National Supermarkets
- Founded: 1899; 127 years ago
- Defunct: 1999; 27 years ago
- Products: Groceries

= National Supermarkets =

Defunct American grocery store chain

National Supermarkets was a grocery chain in both the St. Louis, Missouri, and New Orleans, Louisiana, areas of the United States. Both firms were owned by Loblaw Companies of Canada, but in June 1995, they were sold by Loblaw to Schnucks Markets. Immediately after that, per the FTC, Schnucks sold the National New Orleans division to Schwegmann Brothers Giant Supermarkets of Metairie, Louisiana, which later sold them to Great A&P, which finally sold them to Rouse Markets in 2007. National itself had cemented the number two spot in St. Louis by acquiring several former Kroger locations and the Kroger distribution center in the market when the latter exited St. Louis in 1986. Kroger and National had been battling for the number two and three spots since the 1970s, swapping rankings several times over throughout the 1970s and 1980s.

New Orleans and St. Louis represented the last two divisions of National Supermarkets, a.k.a. National Tea, which originated in Chicago in 1899, making the chain one of the oldest in the USA. It was also one of the largest, ranking as the fifth largest in the late 1960s, only A&P, Safeway, Kroger, and Food Fair were larger. Loblaw bought the company in 1955. Among the chains National acquired were Miller's (Denver), Standard (Indianapolis), and Applebaum's (Minneapolis-St. Paul). Besides the National and Standard banners, Big D and Del Farm banners were used in the Midwest and That Stanley! was used in the South.

At its height, National's footprint extended from western Pennsylvania to Colorado, with stores in Denver, Sioux Falls, Minneapolis-St. Paul, Milwaukee, Pittsburgh, the Quad Cities, Indianapolis, Chicago, Youngstown, Memphis, and Nashville. It was the largest supermarket chain serving the Mississippi Valley. Major rivals included Jewel, Red Owl, Bettendorf-Rapp (Allied), Kroger, A&P, Dominick's, Eagle Food Centers, Hy-Vee, Marsh, Winn-Dixie, Hill's, Fisher/Fazio's/Costa, Thorofare, King Soopers, Albertsons, and Safeway, depending on the market.

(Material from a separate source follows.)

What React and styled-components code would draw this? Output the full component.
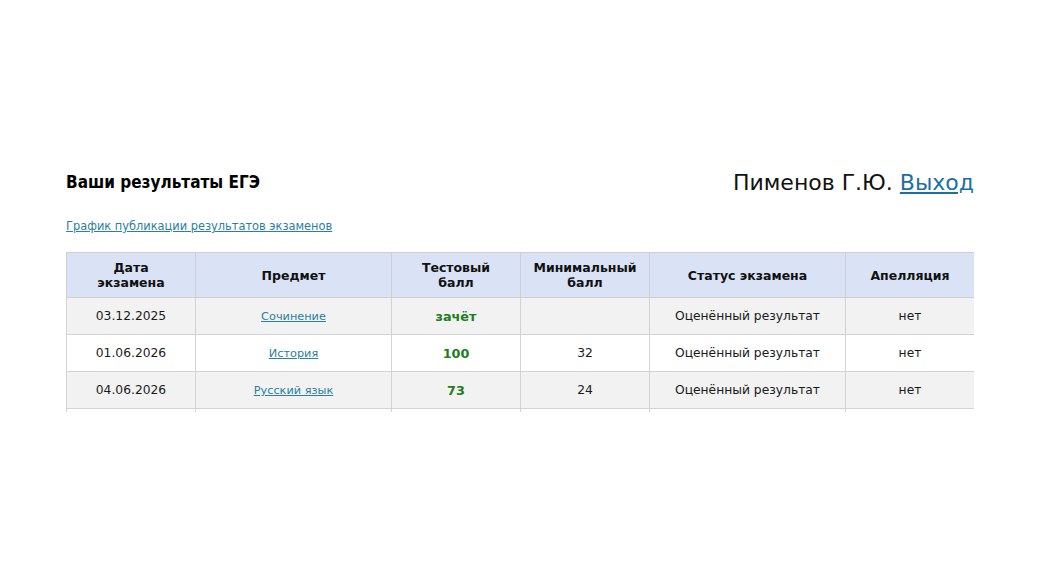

National's logo was Loblaw's logo turned upside down to look like an "n" instead of an "L".

==Slogans==
At the height of their market share in the late 1960s, National Supermarkets' slogans used in television advertising included "Super National-Market" and "The Underpricer". In their final years in the 1980s and early 1990s, the National slogan in the St. Louis market was, "You're Important to Us!"

==Failed resurrection==
As a condition of buying National from Loblaws, Schnucks had to sell off 24 stores for anti-trust reasons. In 1996, Family Company of America, a group led by Belleville, Illinois, financial consultant James R. Gibson, bought 23 stores from Schnucks and reopened them under the name National Markets. However, the new National was unable to make much headway against Schnucks, despite a "Great Grocery Giveaway" promotion where random customers had their day's shopping given to them free of charge, and disappeared for good in April 1999.

After the bankruptcy, it emerged that Gibson had financed the purchase with money embezzled from 183 clients of his investment company, among them orphans, accident victims who trusted Gibson to invest money from their settlements, and disabled people who trusted him with their life savings. In 2005, Gibson was sentenced to 40 years in prison for his crimes. He will not be eligible for release until 2036, when he will be 91 years old.

== National Supermarket murders ==

Shortly after closing on September 4, 1987, at the National Supermarket at 4331 Natural Bridge Avenue in St. Louis, two men disguised as the cleaning crew made their way into the store where employees were preparing for the next day. They shot seven employees execution-style as they laid on the floor, killing five. It remains one of the worst mass murders in St. Louis history.

== National Supermarkets—New Orleans division ==
At the end of 1994, National operated 28 stores in the New Orleans area (in Louisiana, Mississippi, and Alabama) under the following names:

- National
- Canal Villere
- Superstore
- That Stanley!
- The Real Superstore
- The Real Superstore Express
- The Real Uptown Superstore

The former "Real Uptown Superstore" building is still in operation as a Rouses supermarket.

Denham Springs, Louisiana, also had a National Supermarket (#18) that was simply known as "Superstore." The building is now a home furnishings store.